Awesome Lists containing this project

README

        

# ✅ PROJECT-11

In this project, the goal is to deliver strategic insights to address key business questions for a supermarket undergoing **modernization**. Leveraging data from a newly implemented storage tool, the analysis focuses on transforming raw information into actionable insights to guide **investment decisions**, **resource optimization**, and **customer service enhancement**.

The choice of **SQL** and **Power BI** as core tools ensures a streamlined and efficient analytical process. **SQL**, known for its robustness and scalability in handling large datasets, is utilized to **manipulate**, **organize**, and **structure** data in a logical and reliable manner. Its capabilities in integrating data from multiple tables and resolving inconsistencies establish a strong foundation for analysis. **Power BI** complements this by enabling the visualization and presentation of data insights, ensuring clarity and accessibility for decision-making.
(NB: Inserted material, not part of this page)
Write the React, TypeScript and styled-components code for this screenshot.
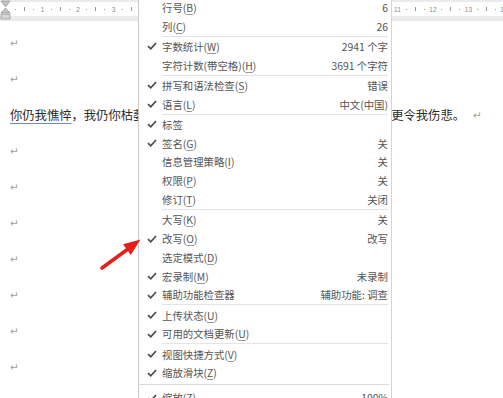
import React from 'react';
import styled, { createGlobalStyle } from 'styled-components';

const GlobalStyle = createGlobalStyle`
  html, body {
    margin: 0;
    padding: 0;
    background: #ffffff;
    overflow: hidden;
  }
  body {
    font-family: "Noto Sans CJK SC", "Noto Sans", sans-serif;
  }
`;

type MenuItem =
  | { kind: 'row'; label: string; keyChar?: string; value?: string; checked?: boolean }
  | { kind: 'sep' }
  | { kind: 'rule' };

const items: MenuItem[] = [
  { kind: 'row', label: '行号', keyChar: 'B', value: '6' },
  { kind: 'row', label: '列', keyChar: 'C', value: '26' },
  { kind: 'sep' },
  { kind: 'row', label: '字数统计', keyChar: 'W', value: '2941 个字', checked: true },
  { kind: 'row', label: '字符计数(带空格)', keyChar: 'H', value: '3691 个字符' },
  { kind: 'sep' },
  { kind: 'row', label: '拼写和语法检查', keyChar: 'S', value: '错误', checked: true },
  { kind: 'row', label: '语言', keyChar: 'L', value: '中文(中国)', checked: true },
  { kind: 'sep' },
  { kind: 'row', label: '标签', checked: true },
  { kind: 'row', label: '签名', keyChar: 'G', value: '关', checked: true },
  { kind: 'row', label: '信息管理策略', keyChar: 'I', value: '关' },
  { kind: 'row', label: '权限', keyChar: 'P', value: '关' },
  { kind: 'row', label: '修订', keyChar: 'T', value: '关闭' },
  { kind: 'sep' },
  { kind: 'row', label: '大写', keyChar: 'K', value: '关' },
  { kind: 'row', label: '改写', keyChar: 'O', value: '改写', checked: true },
  { kind: 'row', label: '选定模式', keyChar: 'D' },
  { kind: 'row', label: '宏录制', keyChar: 'M', value: '未录制', checked: true },
  { kind: 'row', label: '辅助功能检查器', value: '辅助功能: 调查', checked: true },
  { kind: 'sep' },
  { kind: 'row', label: '上传状态', keyChar: 'U', checked: true },
  { kind: 'row', label: '可用的文档更新', keyChar: 'U', checked: true },
  { kind: 'sep' },
  { kind: 'row', label: '视图快捷方式', keyChar: 'V', checked: true },
  { kind: 'row', label: '缩放滑块', keyChar: 'Z', checked: true },
  { kind: 'rule' },
  { kind: 'row', label: '缩放', keyChar: 'Z', value: '100%', checked: true },
];

const QUARTER = 8.875;
const TICKS = Array.from({ length: 57 }, (_, i) => i);

function CheckIcon() {
  return (
    <svg width="10" height="8" viewBox="0 0 10 8">
      <path d="M1 4.2 L3.8 6.8 L9 1" fill="none" stroke="#4a4a4a" strokeWidth="1.7" />
    </svg>
  );
}

function IndentMarker() {
  return (
    <svg width="11" height="21" viewBox="0 0 11 21">
      <path d="M1 1 H10 L5.5 7 Z" fill="#c4c4c4" stroke="#9a9a9a" strokeWidth="0.8" />
      <path d="M5.5 8 L10 13 H1 Z" fill="#c4c4c4" stroke="#9a9a9a" strokeWidth="0.8" />
      <rect x="1" y="14" width="9" height="5" fill="#d6d6d6" stroke="#9a9a9a" strokeWidth="0.8" />
    </svg>
  );
}

function RedArrow() {
  return (
    <svg width="503" height="398" viewBox="0 0 503 398">
      <line x1="102" y1="268" x2="128" y2="249" stroke="#e3201c" strokeWidth="3.6" strokeLinecap="round" />
      <path d="M140.5 239.5 L123 244.2 L130.8 255 Z" fill="#e3201c" />
    </svg>
  );
}

export default function App() {
  return (
    <>
      <GlobalStyle />
      <Page>
        <Ruler>
          <MarkerSlot>
            <IndentMarker />
          </MarkerSlot>
          <RulerStrip>
            {TICKS.map((i) => (
              <Tick key={i}>
                {i % 4 === 0 ? (i === 0 ? '' : i / 4) : i % 2 === 0 ? <Bar /> : <Dot />}
              </Tick>
            ))}
          </RulerStrip>
        </Ruler>

        <Doc>
          <Line><Mark>↵</Mark></Line>
          <Line><Mark>↵</Mark></Line>
          <Line>
            <Text>
              <Grammar>你仍我憔悴</Grammar>，我仍你枯萎，你若我欢喜，我若你欢颜，而你的冷漠，却更令我伤悲。
            </Text>
            <Mark>↵</Mark>
          </Line>
          <Line><Mark>↵</Mark></Line>
          <Line><Mark>↵</Mark></Line>
          <Line><Mark>↵</Mark></Line>
          <Line><Mark>↵</Mark></Line>
          <Line><Mark>↵</Mark></Line>
          <Line><Mark>↵</Mark></Line>
          <Line><Mark>↵</Mark></Line>
        </Doc>

        <Menu>
          {items.map((it, idx) => {
            if (it.kind === 'sep') return <Separator key={idx} />;
            if (it.kind === 'rule') return <Rule key={idx} />;
            return (
              <Row key={idx}>
                <CheckCell>{it.checked && <CheckIcon />}</CheckCell>
                <Label>
                  {it.label}
                  {it.keyChar && (
                    <>
                      (<Key>{it.keyChar}</Key>)
                    </>
                  )}
                </Label>
                {it.value && <Value>{it.value}</Value>}
              </Row>
            );
          })}
        </Menu>

        <ArrowLayer>
          <RedArrow />
        </ArrowLayer>
      </Page>
    </>
  );
}

const Page = styled.div`
  position: relative;
  width: 503px;
  height: 398px;
  overflow: hidden;
  background: #ffffff;
`;

const Ruler = styled.div`
  display: flex;
  height: 21px;
  background: #ebebeb;
  padding-top: 2px;
  box-sizing: border-box;
`;

const MarkerSlot = styled.div`
  width: 0;
  margin-top: -2px;
  position: relative;
  z-index: 1;
`;

const RulerStrip = styled.div`
  flex: 1;
  height: 14px;
  background: #ffffff;
  display: flex;
  align-items: center;
  padding-left: 2.56px;
  overflow: hidden;
`;

const Tick = styled.div`
  flex: 0 0 ${QUARTER}px;
  display: flex;
  justify-content: center;
  align-items: center;
  font-family: "Liberation Sans", Arial, sans-serif;
  font-size: 6.5px;
  color: #8a8a8a;
`;

const Dot = styled.span`
  width: 1px;
  height: 1px;
  background: #9a9a9a;
`;

const Bar = styled.span`
  width: 1px;
  height: 4px;
  background: #9a9a9a;
`;

const Doc = styled.div`
  display: flex;
  flex-direction: column;
  padding-top: 4px;
`;

const Line = styled.div`
  height: 36px;
  display: flex;
  align-items: center;
  padding-left: 10px;
  white-space: nowrap;
`;

const Mark = styled.span`
  font-family: "DejaVu Sans", sans-serif;
  font-size: 10.5px;
  color: #a0a0a0;
`;

const Text = styled.span`
  font-family: "Noto Sans CJK SC", sans-serif;
  font-size: 12.3px;
  color: #2a2a2a;
  margin-right: 8px;
`;

const Grammar = styled.span`
  text-decoration: underline;
  text-decoration-color: #6f8fc4;
  text-underline-offset: 3px;
`;

const Menu = styled.div`
  position: absolute;
  left: 138px;
  top: -2px;
  width: 254px;
  height: 420px;
  background: #ffffff;
  border-left: 1px solid #c9c9c9;
  border-right: 1px solid #d4d4d4;
  box-sizing: border-box;
  display: flex;
  flex-direction: column;
`;

const Row = styled.div`
  height: 18.8px;
  flex: 0 0 18.8px;
  display: flex;
  align-items: center;
  padding-right: 3px;
  font-size: 10.4px;
  color: #555555;
  white-space: nowrap;
`;

const CheckCell = styled.div`
  width: 23px;
  flex: 0 0 23px;
  display: flex;
  justify-content: center;
  padding-left: 2px;
  box-sizing: border-box;
`;

const Label = styled.span`
  flex: 1;
`;

const Key = styled.span`
  text-decoration: underline;
  text-decoration-color: #9a9a9a;
  text-underline-offset: 1.5px;
`;

const Value = styled.span`
  text-align: right;
`;

const Separator = styled.div`
  flex: 0 0 1.4px;
  margin-left: 23px;
  margin-right: 3px;
  border-top: 1px solid #e4e4e4;
  box-sizing: border-box;
`;

const Rule = styled.div`
  flex: 0 0 3px;
  border-top: 1px solid #dcdcdc;
  margin-top: 2px;
  margin-left: -1px;
  margin-right: 2px;
`;

const ArrowLayer = styled.div`
  position: absolute;
  left: 0;
  top: 0;
  pointer-events: none;
  line-height: 0;
`;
The project is centered around answering critical business questions, including identifying **profitable product lines**, analyzing **customer behavior patterns**, and optimizing **human resources** in operations. This **question-driven approach** ensures data usage is targeted and impactful, generating tangible value for the organization. The integration of **SQL** and **Power BI** creates a reliable, efficient workflow, delivering high-quality insights to support strategic decision-making.
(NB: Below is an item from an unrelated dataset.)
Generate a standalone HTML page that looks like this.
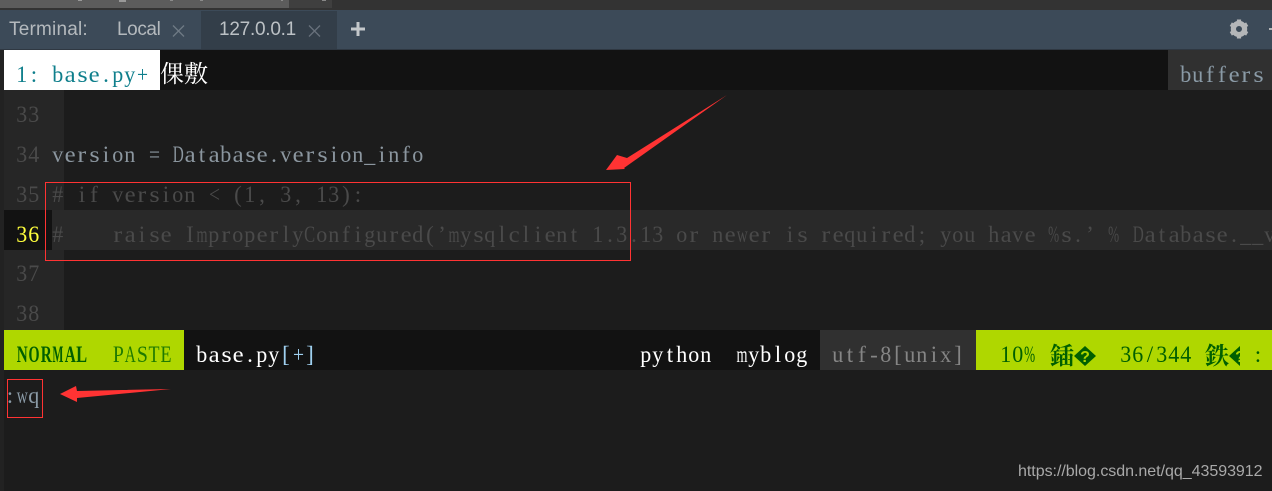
<!DOCTYPE html>
<html><head><meta charset="utf-8">
<style>
html,body{margin:0;padding:0;width:1272px;height:491px;overflow:hidden;background:#1c1c1c}
div{position:absolute}
.m{font-family:"Liberation Serif","Noto Serif CJK SC",serif;font-size:23px;line-height:40px;white-space:pre}
.c{font-family:"Noto Serif CJK SC",serif;font-size:24px;line-height:40px;white-space:pre}
.m i{display:inline-flex;justify-content:center;width:12px;font-style:normal}
.m i b{display:inline-block;font-weight:inherit;flex-shrink:0}
.u{font-family:"Liberation Sans",sans-serif;font-size:19px;line-height:38px;white-space:pre}
.n{left:16px;color:#4a4a4a}
</style></head><body>
<div style="left:0;top:0;width:1272px;height:10px;background:#333333"></div>
<div style="left:0;top:0;width:289px;height:8px;background:#5c5c5c"></div>
<div style="left:289px;top:0;width:43px;height:8px;background:#3f3f3f"></div>
<div style="left:78px;top:0;width:4px;height:1px;background:#999"></div>
<div style="left:119px;top:0;width:7px;height:2px;background:#999"></div>
<div style="left:170px;top:0;width:3px;height:1px;background:#8a8a8a"></div>
<div style="left:200px;top:0;width:3px;height:1px;background:#8a8a8a"></div>
<div style="left:281px;top:0;width:2px;height:1px;background:#8a8a8a"></div>
<div style="left:322px;top:0;width:4px;height:1px;background:#888"></div>
<div style="left:0;top:10px;width:1272px;height:40px;background:#3c4a58"></div>
<div style="left:201px;top:11px;width:136px;height:38px;background:#333e49"></div>
<div style="left:0;top:49px;width:1272px;height:1px;background:#2f3842"></div>
<div class="u" style="left:9px;top:11px;color:#b4b9bd;letter-spacing:.2px">Terminal:</div>
<div class="u" style="left:117px;top:11px;color:#b4b9bd;letter-spacing:-.4px">Local</div>
<div class="u" style="left:219px;top:11px;color:#bcc1c5;letter-spacing:-.25px">127.0.0.1</div>
<svg style="position:absolute;left:172px;top:25px" width="13" height="12"><path d="M1 .5L12 11.5M12 .5L1 11.5" stroke="#6f7a85" stroke-width="1.3"/></svg>
<svg style="position:absolute;left:308px;top:25px" width="13" height="12"><path d="M1 .5L12 11.5M12 .5L1 11.5" stroke="#68717b" stroke-width="1.3"/></svg>
<svg style="position:absolute;left:350px;top:21px" width="16" height="16"><path d="M8 1V15M1 8H15" stroke="#c4c8cb" stroke-width="3"/></svg>
<svg style="position:absolute;left:1229px;top:19px" width="20" height="20" viewBox="0 0 20 20"><circle cx="10" cy="10" r="5.6" fill="none" stroke="#b4b6b8" stroke-width="5.2"/><path d="M10 .5V5M10 15V19.5M1.8 5.2L5.7 7.5M14.3 12.5L18.2 14.8M1.8 14.8L5.7 12.5M14.3 7.5L18.2 5.2" stroke="#b4b6b8" stroke-width="4.2"/></svg>
<div style="left:1269px;top:28px;width:3px;height:2px;background:#b4b6b8"></div>

<div style="left:0;top:50px;width:4px;height:441px;background:#222"></div>
<div style="left:4px;top:50px;width:1268px;height:40px;background:#121212"></div>
<div style="left:4px;top:50px;width:156px;height:40px;background:#fff"></div>
<div class="m" style="left:16px;top:55px;color:#0f7f8c">1: base.py+</div>
<div class="c" style="left:160px;top:52px;color:#fff">倮敷</div>
<div style="left:1168px;top:50px;width:104px;height:40px;background:#303030"></div>
<div class="m" style="left:1180px;top:55px;color:#8a9aa6">buffers</div>

<div style="left:4px;top:90px;width:60px;height:240px;background:#262626"></div>
<div style="left:4px;top:210px;width:1268px;height:40px;background:#292929"></div>
<div style="left:4px;top:210px;width:48px;height:40px;background:#121212"></div>
<div class="m n" style="top:95px">33</div>
<div class="m n" style="top:135px">34</div>
<div class="m n" style="top:175px">35</div>
<div class="m n" style="top:215px;color:#ffff3c">36</div>
<div class="m n" style="top:254px">37</div>
<div class="m n" style="top:294px">38</div>
<div class="m" style="left:52px;top:135px;color:#8b969f">version = Database.version_info</div>
<div class="m" style="left:52px;top:175px;color:#4a4a4a"># if version &lt; (1, 3, 13):</div>
<div class="m" style="left:52px;top:215px;color:#4a4a4a">#    raise ImproperlyConfigured(’mysqlclient 1.3.13 or newer is required; you have %s.’ % Database.__v</div>

<div style="left:4px;top:330px;width:1268px;height:40px;background:#121212"></div>
<div style="left:4px;top:330px;width:180px;height:40px;background:#afd700"></div>
<div class="m" style="left:16px;top:335px;color:#005f00;font-weight:bold">NORMAL</div>
<div class="m" style="left:112px;top:335px;color:#1f7a00">PASTE</div>
<div class="m" style="left:196px;top:335px;color:#fff">base.py<span style="color:#9fd0f0">[+]</span></div>
<div class="m" style="left:640px;top:335px;color:#fff">python</div>
<div class="m" style="left:736px;top:335px;color:#fff">myblog</div>
<div style="left:820px;top:330px;width:156px;height:40px;background:#303030"></div>
<div class="m" style="left:832px;top:335px;color:#858585">utf-8[unix]</div>
<div style="left:976px;top:330px;width:296px;height:40px;background:#afd700"></div>
<div class="m" style="left:1000px;top:335px;color:#005f00">10%</div>
<div class="c" style="left:1050px;top:334px;color:#005f00;font-weight:bold">鍤</div>
<svg style="position:absolute;left:1074px;top:346px" width="22" height="20" viewBox="0 0 22 20"><path d="M11 0L22 10L11 20L0 10Z" fill="#005f00"/><text x="11" y="16" text-anchor="middle" font-family="Liberation Sans" font-size="16" font-weight="bold" fill="#afd700">?</text></svg>
<div class="m" style="left:1120px;top:335px;color:#005f00">36/344</div>
<div class="c" style="left:1205px;top:334px;color:#005f00;font-weight:bold">鉄</div>
<svg style="position:absolute;left:1229px;top:346px" width="11" height="20" viewBox="0 0 11 20"><path d="M11 0L22 10L11 20L0 10Z" fill="#005f00"/><text x="11" y="16" text-anchor="middle" font-family="Liberation Sans" font-size="16" font-weight="bold" fill="#afd700">?</text></svg>
<div class="m" style="left:1252px;top:335px;color:#005f00">:</div>

<div class="m" style="left:4px;top:376px;color:#8a9aa6">:wq</div>
<div style="left:7px;top:379px;width:34px;height:37px;border:1px solid #ff3333"></div>
<svg style="position:absolute;left:0;top:0" width="1272" height="491">
<rect x="45.5" y="182.5" width="585" height="78" fill="none" stroke="#ff3333" stroke-width="1"/>
<path d="M727 95L627 158L617 155L606 170L625 169L624 168Z" fill="#ff3333"/>
<path d="M171 389L77 391L76 386L60 394L77 402L77 398Z" fill="#ff3333"/>
</svg>
<div style="left:1018px;top:462px;font:16px/20px 'Liberation Sans',sans-serif;color:#a9a9a9;white-space:pre;letter-spacing:-.03px">https://blog.csdn.net/qq_43593912</div>
<script>
(function(){
var ctx=document.createElement('canvas').getContext('2d');
function wrap(node){
  Array.prototype.slice.call(node.childNodes).forEach(function(n){
    if(n.nodeType===1){wrap(n);return;}
    if(n.nodeType!==3)return;
    var f=document.createDocumentFragment();
    Array.from(n.nodeValue).forEach(function(ch){
      var i=document.createElement('i'),b=document.createElement('b');
      b.textContent=ch;
      var w=ctx.measureText(ch).width;
      var widen=/[a-eghkm-su-z]/.test(ch);
      var s=1;
      if(w>11)s=11/w;
      else if(widen)s=Math.min(11/w,1.15);
      if(s!==1)b.style.transform='scaleX('+s.toFixed(3)+')';
      i.appendChild(b);f.appendChild(i);
    });
    n.parentNode.replaceChild(f,n);
  });
}
document.querySelectorAll('.m').forEach(function(el){
  var s=getComputedStyle(el);
  ctx.font=s.fontWeight+' 23px "Liberation Serif"';
  wrap(el);
});
})();
</script>
</body></html>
**Keywords**: SQL, PowerBI, PowerQuery, DAX, Google Cloud Platform, Business Analytics, BigQuery, Data Visualization, Data Analysis.

# ✅ PROCESS

In **Phase 1**, **data transformations** and **manipulations** are conducted using **SQL** within the **Google Cloud Platform (GCP)** environment. The process begins by addressing the **date inconsistencies** in the “Fato_Vendas” table, where all dates were incorrectly recorded as 2019 due to a system issue. These dates are updated to **2022**, retaining their original days and months. A new column, **“vlr_margem_bruta”**, is then created, calculated from **“vlr_preco_total”**, which incorporates unit price and tax. To ensure accuracy, null values in the **“vlr_preco_unitario”** column are corrected using the **average price of the last 20 days**, segmented by **gender**, **product line**, and **branch**. Following these corrections, the **gross margin** calculation is completed. The phase concludes with the creation of a table to distribute a **monthly investment** of **R$ 10,000 per branch**, based on the **number of products sold per product line and month**. This table includes details on **relative participation** and the exact **investment allocation**.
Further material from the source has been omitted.